| COLLECTED MATERIAL |
====

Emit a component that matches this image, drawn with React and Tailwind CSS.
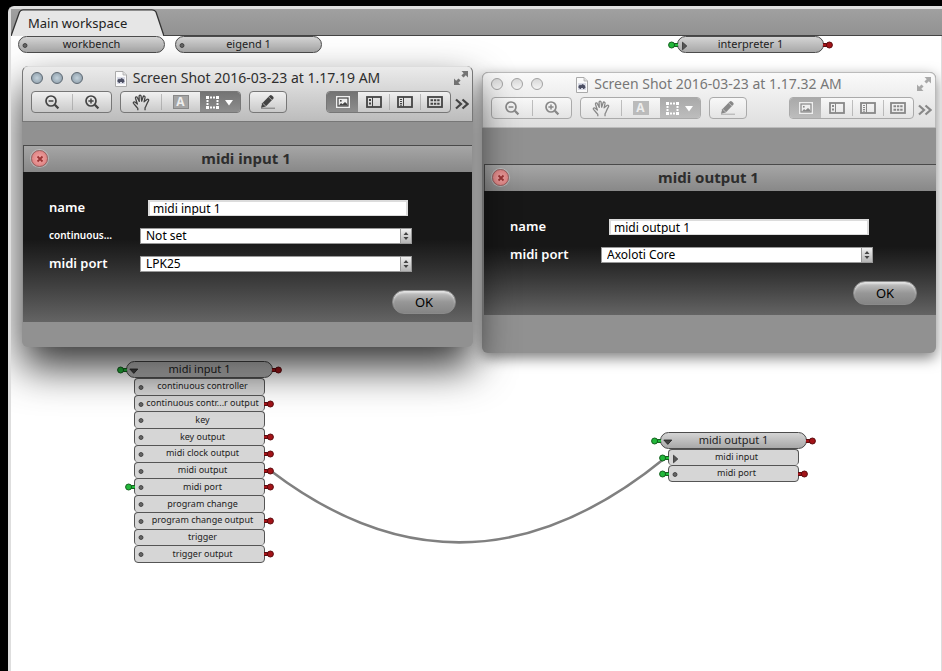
import React from "react";

const inputRows = [
  { name: "continuous controller" },
  { name: "continuous contr...r output", out: true },
  { name: "key" },
  { name: "key output", out: true },
  { name: "midi clock output", out: true },
  { name: "midi output", out: true },
  { name: "midi port", input: true, out: true },
  { name: "program change" },
  { name: "program change output", out: true },
  { name: "trigger" },
  { name: "trigger output", out: true },
];

const outputRows = [
  { name: "midi input", input: true, arrow: true },
  { name: "midi port", input: true, out: true },
];

function GreenPin() {
  return (
    <svg className="absolute top-1/2 right-full -mt-1 h-2 w-2.5" viewBox="0 0 10 8" aria-hidden="true">
      <rect x="4" y="2.5" width="7" height="3" fill="#22b83a" stroke="#14601f" strokeWidth="1" />
      <circle cx="3.6" cy="4" r="3" fill="#22b83a" stroke="#14601f" strokeWidth="1" />
    </svg>
  );
}

function RedPin() {
  return (
    <svg className="absolute top-1/2 left-full -mt-1 h-2 w-2.5" viewBox="0 0 10 8" aria-hidden="true">
      <rect x="-1" y="2.5" width="7" height="3" fill="#a31318" stroke="#5c0b0e" strokeWidth="1" />
      <circle cx="6.4" cy="4" r="3" fill="#a31318" stroke="#5c0b0e" strokeWidth="1" />
    </svg>
  );
}

function Marker({ kind }) {
  return (
    <svg className="absolute top-1/2 left-0.5 -mt-1 h-2.5 w-2.5" viewBox="0 0 10 10" aria-hidden="true">
      {kind === "dot" && <circle cx="4" cy="4.500" r="2" fill="#666" stroke="#333" strokeWidth="0.8" />}
      {kind === "right" && <path d="M2.500 1.200v7.600L6.800 5z" fill="#555" stroke="#333" strokeWidth="0.8" />}
      {kind === "down" && <path d="M.8 3h8L4.800 7.400z" fill="#444" stroke="#222" strokeWidth="0.8" />}
    </svg>
  );
}

function Node({ place, title, marker, pins, rows, rowsHeight }) {
  return (
    <div className={`absolute w-[147px] ${place}`}>
      <div className="relative flex h-[17px] items-center justify-center rounded-full border border-[#4c4c4c] bg-linear-to-b from-[#d4d4d4] to-[#a8a8a8] pb-px text-[11px] leading-4 text-[#222]">
        {pins && <GreenPin />}
        <span className="absolute inset-y-0 left-0 w-3">
          <Marker kind={marker} />
        </span>
        {title}
        {pins && <RedPin />}
      </div>
      {rows && (
        <ul className={`mr-2 ml-2 flex flex-col ${rowsHeight}`}>
          {rows.map((r) => (
            <li
              key={r.name}
              className="relative flex flex-1 items-center justify-center rounded-sm border border-b-0 border-[#555] bg-[#d6d6d6] pb-px pl-1.5 text-[9px] leading-3 whitespace-nowrap text-[#222] last:border-b"
            >
              {r.input && <GreenPin />}
              <Marker kind={r.arrow ? "right" : "dot"} />
              {r.name}
              {r.out && <RedPin />}
            </li>
          ))}
        </ul>
      )}
    </div>
  );
}

function Magnifier({ plus }) {
  return (
    <svg className="h-4 w-4" viewBox="0 0 16 16" fill="none" stroke="currentColor" aria-hidden="true">
      <circle cx="7" cy="7" r="5" strokeWidth="1.700" />
      <path d="M10.800 10.800L14.400 14.400" strokeWidth="2.200" />
      <path d={plus ? "M4.400 7h5.200M7 4.400v5.200" : "M4.600 7h4.800"} strokeWidth="1.500" />
    </svg>
  );
}

function Hand() {
  return (
    <svg className="h-[17px] w-[18px]" viewBox="0 0 16 16" fill="none" stroke="currentColor" strokeWidth="1.200" strokeLinejoin="round" aria-hidden="true">
      <path d="M5 15.300V13.500C3.500 12 2.500 10.500.9 8.800.3 7.800 1.600 6.900 2.600 7.700L4.600 9.400 2.800 4C2.500 2.600 4.100 2.200 4.600 3.400L6.400 7 6.200 2C6.200.7 8 .7 8.100 2L8.600 6.800 10 2.600C10.400 1.400 12 1.900 11.800 3.200L10.900 7.400 13.600 5.200C14.700 4.400 15.800 5.300 15 6.400 13.500 8.800 13 10.800 11.800 13V15.300" />
    </svg>
  );
}

function Marquee() {
  return (
    <svg className="h-[13px] w-7" viewBox="0 0 28 13" fill="#fff" aria-hidden="true">
      <path d="M0 0h3v3H0zM10 0h3v3h-3zM0 10h3v3H0zM10 10h3v3h-3z" />
      <path d="M4 .5h2v2H4zM7 .5h2v2H7zM4 10.500h2v2H4zM7 10.500h2v2H7zM.5 4h2v2h-2zM.5 7h2v2h-2zM10.500 4h2v2h-2zM10.500 7h2v2h-2z" />
      <path d="M19 4h8L23 9.500z" />
    </svg>
  );
}

function Pencil() {
  return (
    <svg className="h-4 w-4" viewBox="0 0 16 16" aria-hidden="true">
      <path d="M2.200 9.300L9.800 1.500q1-.9 2.100 0l1.300 1.200q1 1 .1 2L5.800 12.400 1 13.700z" fill="currentColor" />
      <path d="M9 3.200l3 3M2.800 9.400l3 2.700" stroke="#ddd" strokeWidth="0.7" />
      <path d="M1 14.200h14" stroke="currentColor" strokeWidth="0.9" opacity="0.7" />
    </svg>
  );
}

function ViewIcon({ kind }) {
  return (
    <svg className="h-3 w-4" viewBox="0 0 16 12" fill="none" stroke="currentColor" aria-hidden="true">
      {kind === "image" && (
        <>
          <rect x="1" y="0" width="14" height="12" fill="#eee" stroke="none" />
          <rect x="3" y="2" width="10" height="8" strokeWidth="1.200" />
          <path d="M4 9.500L6 7l1.500 1.200L10 6l2.200 2v1.500z" fill="currentColor" stroke="none" />
          <rect x="5" y="4" width="1.600" height="1.600" fill="currentColor" stroke="none" />
        </>
      )}
      {kind !== "image" && <rect x="1" y="1" width="14" height="10" strokeWidth="1.800" />}
      {kind === "thumbs" && (
        <>
          <path d="M6.500 1v10" strokeWidth="1" />
          <path d="M3 3h2v2H3zM3 6.500h2v2H3z" fill="currentColor" stroke="none" />
        </>
      )}
      {kind === "toc" && (
        <>
          <path d="M6.500 1v10" strokeWidth="1" />
          <path d="M3 3.500h2M3 5.500h2M3 7.500h2M3 9.200h2" strokeWidth="1" />
        </>
      )}
      {kind === "sheet" && (
        <path d="M3.500 3.200H6v2H3.500zM6.900 3.200h2.400v2H6.900zM10.200 3.200h2.400v2h-2.400zM3.500 6.700H6v2H3.500zM6.900 6.700h2.400v2H6.900zM10.200 6.700h2.400v2h-2.400z" fill="currentColor" stroke="none" />
      )}
    </svg>
  );
}

function DocIcon() {
  return (
    <svg className="h-4 w-3" viewBox="0 0 12 16" aria-hidden="true">
      <path d="M.5.500h7.500l3.500 3.500v11.500H.5z" fill="#fafafa" stroke="#aaa" />
      <path d="M8 .5v3.500h3.500" fill="#ddd" stroke="#aaa" strokeWidth="0.8" />
      <rect x="2" y="6" width="8" height="7" fill="#d9dbe6" />
      <path d="M2.500 9l1.500-1.500 1 .8L6.500 7 9 8.500 9.500 11h-1v1H7v-1H5v1H3.500v-1h-1z" fill="#4c4f63" />
    </svg>
  );
}

function ToolButton({ label, pressed, active, width, divider, children }) {
  const fill = pressed ? (active ? "bg-linear-to-b from-[#737373] to-[#8e8e8e]" : "bg-linear-to-b from-[#a9a9a9] to-[#bdbdbd]") : "";
  return (
    <button type="button" aria-label={label} className={`relative flex h-full items-center justify-center ${width} ${fill}`}>
      {divider && <span className="absolute inset-y-0.5 left-0 w-px bg-[#999]/60" />}
      {children}
    </button>
  );
}

function PreviewWindow({ place, active, file, topStrip, bottomStrip, children }) {
  const chrome = active
    ? "border-[#777] border-t-[#ddd] bg-linear-to-b from-[#ebebeb] to-[#bcbcbc] text-[#444]"
    : "border-[#bbb] bg-linear-to-b from-[#fafafa] to-[#dedede] text-[#888]";
  const group = active
    ? "border-[#777] bg-linear-to-b from-[#f1f1f1] to-[#c9c9c9]"
    : "border-[#aaa] bg-linear-to-b from-[#f8f8f8] to-[#e4e4e4]";
  const light = active
    ? "border-[#5d6872] bg-radial from-[#c3d2dc] to-[#8797a3]"
    : "border-[#a2a2a2] bg-linear-to-b from-[#d8d8d8] to-[#f4f4f4]";
  const shadow = active ? "shadow-[0_20px_42px_rgba(0,0,0,0.8)]" : "shadow-[0_5px_14px_rgba(0,0,0,0.5)]";
  const groupBase = `flex h-[22px] items-center overflow-hidden rounded border ${group}`;
  return (
    <section className={`absolute flex flex-col overflow-hidden rounded-md bg-[#919191] ${place} ${shadow}`}>
      <header className={`h-14 rounded-t-md border ${chrome}`}>
        <div className="relative flex h-6 items-center justify-center gap-1.5">
          <div className="absolute top-[5px] left-2 flex gap-2">
            {["Close", "Minimise", "Zoom"].map((l) => (
              <button key={l} type="button" aria-label={l} className={`h-3 w-3 rounded-full border ${light}`} />
            ))}
          </div>
          <DocIcon />
          <h1 className={`pb-0.5 text-[14px] leading-5 ${active ? "text-[#2e2e2e]" : "text-[#777]"}`}>{file}</h1>
          <button type="button" aria-label="Full screen" className="absolute top-1 right-1 opacity-70">
            <svg className="h-3.5 w-3.5" viewBox="0 0 14 14" fill="currentColor" aria-hidden="true">
              <path d="M7.500 0H14v6.500l-2.200-2.200L9.500 6.600 7.400 4.500l2.300-2.300zM0 7.500v6.500h6.500l-2.200-2.200L6.600 9.500 4.500 7.400 2.200 9.700z" />
            </svg>
          </button>
        </div>
        <div className="flex items-center gap-2 pr-[3px] pl-2">
          <div className={groupBase}>
            <ToolButton label="Zoom out" width="w-10"><Magnifier /></ToolButton>
            <ToolButton label="Zoom in" width="w-[39px]" divider><Magnifier plus /></ToolButton>
          </div>
          <div className={groupBase}>
            <ToolButton label="Move" width="w-10"><Hand /></ToolButton>
            <ToolButton label="Text" width="w-[39px]" divider>
              <span className={`flex h-3.5 w-4 items-center justify-center border font-['Open_Sans',sans-serif] text-[12px] leading-3 font-bold text-[#eee] ${active ? "border-[#888] bg-[#a5a5a5]" : "border-[#bbb] bg-[#bbb]"}`}>A</span>
            </ToolButton>
            <ToolButton label="Select" width="w-10" pressed active={active}><Marquee /></ToolButton>
          </div>
          <div className={groupBase}>
            <ToolButton label="Annotate" width="w-9"><Pencil /></ToolButton>
          </div>
          <div className={`ml-auto ${groupBase}`}>
            <ToolButton label="Content only" width="w-[31px]" pressed active={active}><ViewIcon kind="image" /></ToolButton>
            <ToolButton label="Thumbnails" width="w-[31px]"><ViewIcon kind="thumbs" /></ToolButton>
            <ToolButton label="Table of contents" width="w-[31px]" divider><ViewIcon kind="toc" /></ToolButton>
            <ToolButton label="Contact sheet" width="w-[30px]" divider><ViewIcon kind="sheet" /></ToolButton>
          </div>
          <button type="button" aria-label="More tools" className="-ml-1">
            <svg className="h-5 w-3.5 pt-1" viewBox="0 0 14 16" fill="none" stroke="currentColor" strokeWidth="2.200" aria-hidden="true">
              <path d="M1 3.500l5 4.500-5 4.500M7.500 3.500l5 4.500-5 4.500" />
            </svg>
          </button>
        </div>
      </header>
      <div className={topStrip} />
      {children}
      <div className={bottomStrip} />
    </section>
  );
}

function DevicePanel({ title, inset, bottomPad, children }) {
  return (
    <div className={inset}>
      <div className="relative flex h-[27px] items-center justify-center border-t border-l border-[#4a4a4a] bg-linear-to-b from-[#a6a6a6] to-[#888]">
        <button type="button" aria-label={`Close ${title}`} className="absolute top-1 left-[7px] flex size-[17px] items-center justify-center rounded-full border border-[#9a5f5f] bg-radial from-[#f2a9a9] to-[#d87676] ring-1 ring-white/30">
          <svg className="size-2" viewBox="0 0 8 8" stroke="#9c3434" strokeWidth="1.800" aria-hidden="true">
            <path d="M1.500 1.500l5 5M6.500 1.500l-5 5" />
          </svg>
        </button>
        <h2 className="pr-1 pb-0.5 text-[15px] leading-5 font-bold text-[#2d2d2d]">{title}</h2>
      </div>
      <form className={`bg-linear-to-b from-[#171717] from-45% to-[#646464] pt-7 pl-[26px] ${bottomPad}`}>
        <div className="flex w-[363px] flex-col gap-3">{children}</div>
        <div className="mt-4.5 flex w-[407px] justify-end">
          <button
            type="button"
            className="h-6 w-16 rounded-full border border-[#8a8a8a] bg-linear-to-b from-[#c9c9c9] via-[#979797] to-[#858585] text-[13px] leading-5 text-black shadow-[inset_0_2px_2px_rgba(255,255,255,0.5)]"
          >
            OK
          </button>
        </div>
      </form>
    </div>
  );
}

function Field({ id, label, small, children }) {
  return (
    <div className="flex h-4 items-center">
      <label htmlFor={id} className={`w-[91px] shrink-0 pb-0.5 leading-4 font-semibold text-white ${small ? "text-[10px]" : "text-[13px]"}`}>
        {label}
      </label>
      {children}
    </div>
  );
}

function NameInput({ id, value }) {
  return (
    <input
      id={id}
      type="text"
      defaultValue={value}
      className="mr-1 ml-2 h-4 min-w-0 flex-1 border-2 border-b border-[#dcdcdc] bg-white px-[3px] text-[12px] leading-3 text-black outline-none"
    />
  );
}

function PortSelect({ id, value }) {
  return (
    <div className="relative flex h-4 flex-1">
      <select id={id} defaultValue={value} className="h-4 w-full appearance-none border border-[#999] bg-white pl-[5px] text-[12px] leading-3 text-black outline-none">
        <option>{value}</option>
      </select>
      <span className="pointer-events-none absolute inset-y-0 right-0 flex w-3 items-center justify-center border border-[#999] bg-linear-to-b from-[#f0f0f0] to-[#b5b5b5]">
        <svg className="h-2 w-1.5" viewBox="0 0 6 8" fill="#444" aria-hidden="true">
          <path d="M3 0l2.500 3h-5zM3 8L.5 5h5z" />
        </svg>
      </span>
    </div>
  );
}

export default function App() {
  return (
    <div className="flex min-h-screen flex-col overflow-hidden bg-black pt-1.5 pl-2 font-['Noto_Sans','Open_Sans',sans-serif]">
      <main className="flex flex-1 flex-col rounded-tl-md border-t-[3px] border-l-[3px] border-[#dedede] bg-[#999]">
        <nav className="flex h-[27px] border-b border-[#444] bg-linear-to-b from-[#a0a0a0] to-[#929292]">
          <button type="button" className="relative h-[27px] w-[153px] pl-[17px] text-left text-[13px] leading-6 text-[#222]">
            <svg className="absolute inset-0 h-[27px] w-[153px]" viewBox="0 0 153 27" aria-hidden="true">
              <path d="M0 27L8.500 3Q9.500.800 12 .8H141Q144 .8 145 3L153 27z" fill="#e6e6e6" />
              <path d="M0 27L8.500 3Q9.500.800 12 .8H141Q144 .8 145 3L153 27" fill="none" stroke="#333" strokeWidth="1.300" />
            </svg>
            <span className="relative">Main workspace</span>
          </button>
        </nav>
        <div className="relative flex-1 overflow-hidden border-r border-[#ddd] bg-white">
          <Node place="top-0 left-[7px]" title="workbench" marker="dot" />
          <Node place="top-0 left-[164px]" title="eigend 1" marker="dot" />
          <Node place="top-0 left-[666px]" title="interpreter 1" marker="right" pins />

          <svg className="absolute top-[400px] left-[240px] h-[120px] w-[440px]" viewBox="0 0 440 120" fill="none" aria-hidden="true">
            <path d="M20 35Q216 184 414 22" stroke="#808080" strokeWidth="2.500" />
          </svg>

          <Node place="top-[325px] left-[115px]" title="midi input 1" marker="down" pins rows={inputRows} rowsHeight="h-[185px]" />
          <Node place="top-[396px] left-[649px]" title="midi output 1" marker="down" pins rows={outputRows} rowsHeight="h-[33px]" />

          <PreviewWindow
            place="top-[36px] left-[471px] w-[454px]"
            file="Screen Shot 2016-03-23 at 1.17.32 AM"
            topStrip="h-9"
            bottomStrip="h-[38px]"
          >
            <DevicePanel title="midi output 1" inset="pl-0.5" bottomPad="pb-2.5">
              <Field id="out-name" label="name"><NameInput id="out-name" value="midi output 1" /></Field>
              <Field id="out-port" label="midi port"><PortSelect id="out-port" value="Axoloti Core" /></Field>
            </DevicePanel>
          </PreviewWindow>

          <PreviewWindow
            active
            place="top-[30px] left-[11px] w-[451px]"
            file="Screen Shot 2016-03-23 at 1.17.19 AM"
            topStrip="h-[23px]"
            bottomStrip="h-[25px]"
          >
            <DevicePanel title="midi input 1" inset="px-px" bottomPad="pb-2">
              <Field id="in-name" label="name"><NameInput id="in-name" value="midi input 1" /></Field>
              <Field id="in-cc" label="continuous..." small><PortSelect id="in-cc" value="Not set" /></Field>
              <Field id="in-port" label="midi port"><PortSelect id="in-port" value="LPK25" /></Field>
            </DevicePanel>
          </PreviewWindow>
        </div>
      </main>
    </div>
  );
}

====

| AIM |
Go from the first line of the listing to the line holding "import React from" and, please, transcribe those lines exactly, both included, with no pictures.

| FINAL RESULT |
Emit a component that matches this image, drawn with React and Tailwind CSS.
import React from "react";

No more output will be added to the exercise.